A special "malicious ill will" with a certain degree of "purposeful and intentional action" is the sort of thing the USSC was concerned about in various cases where burdens on groups not otherwise enjoying "heightened scrutiny" were at issue. I think there might be some "plausibility" to the rationales given if the test applied is the same used for some run of the mill local business regulation or something.  As shown here and other cases, the arguments are rather weak, yes, but "plausible" is a low bar. I might be being a bit generous here, to be sure, especially in respect to certain arguments that are just plain stupid. The "wait and see" argument, however, a sort of Burkean approach, might be the strongest, again if nothing else but some simple tax law was at issue or something.
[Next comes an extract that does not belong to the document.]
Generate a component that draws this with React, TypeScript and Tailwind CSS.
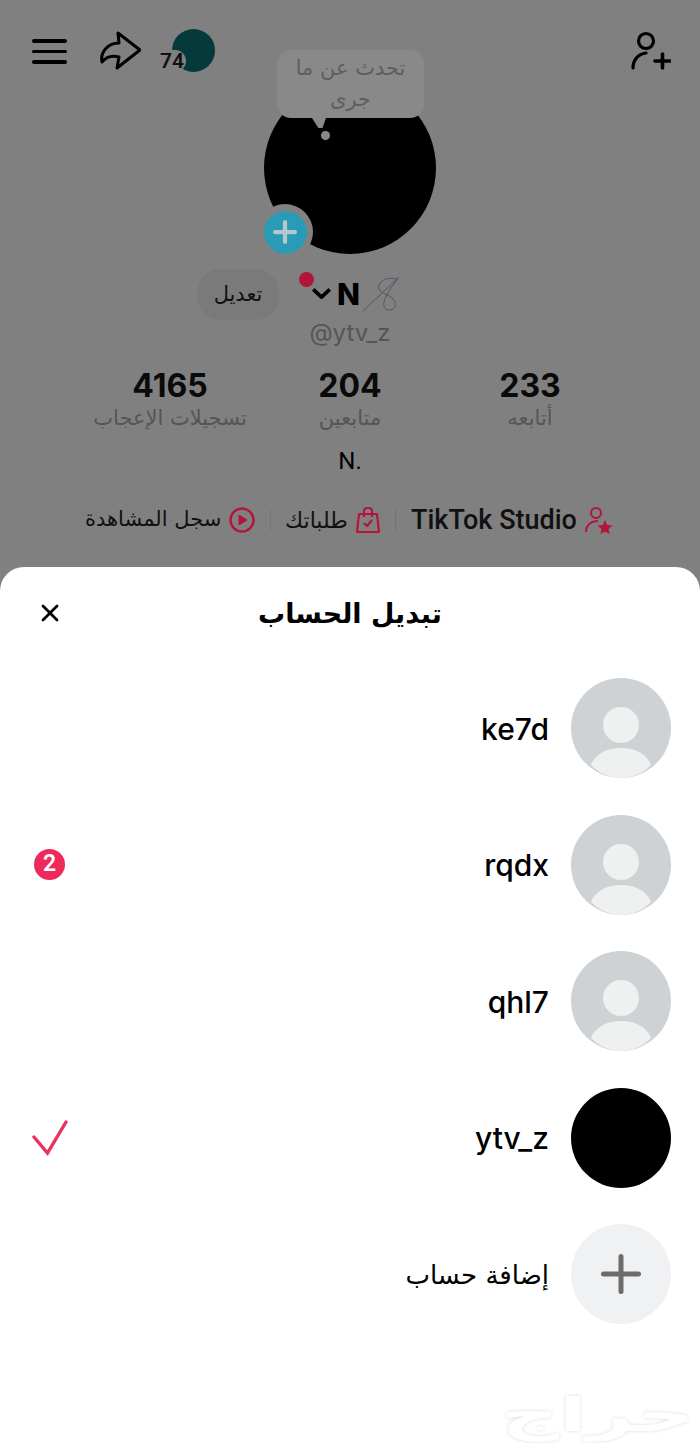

And, even that, at this point, all things considered, is about run its course.

But, such bare bones rational basis review is not actually applied in cases of this nature, and any teeth will defeat the barriers to same sex marriage found here.  A simple acknowledgement of what is going on would be appreciated, but might not be Justice Kennedy's way.  And, on some level, it might be a good idea, a reflection on the changing mores of the population as applied to federal constitutional action. IOW, a certain higher degree of "blatant" is necessary there before something is deemed not "legitimate" for constitutional purposes. The nuances might be inexact. Maybe, a good concurring opinion. This is only more so if the fundamental right to marry is factored in, the clear animus apparent particularly as applied to some recent regulations (e.g., where even marriage-lite benefits are blocked by state constitutional amendment).  And, though some might not be convinced, gender equality too.

Anyway, yet another ruling on the irrationality of denial of SSM benefits.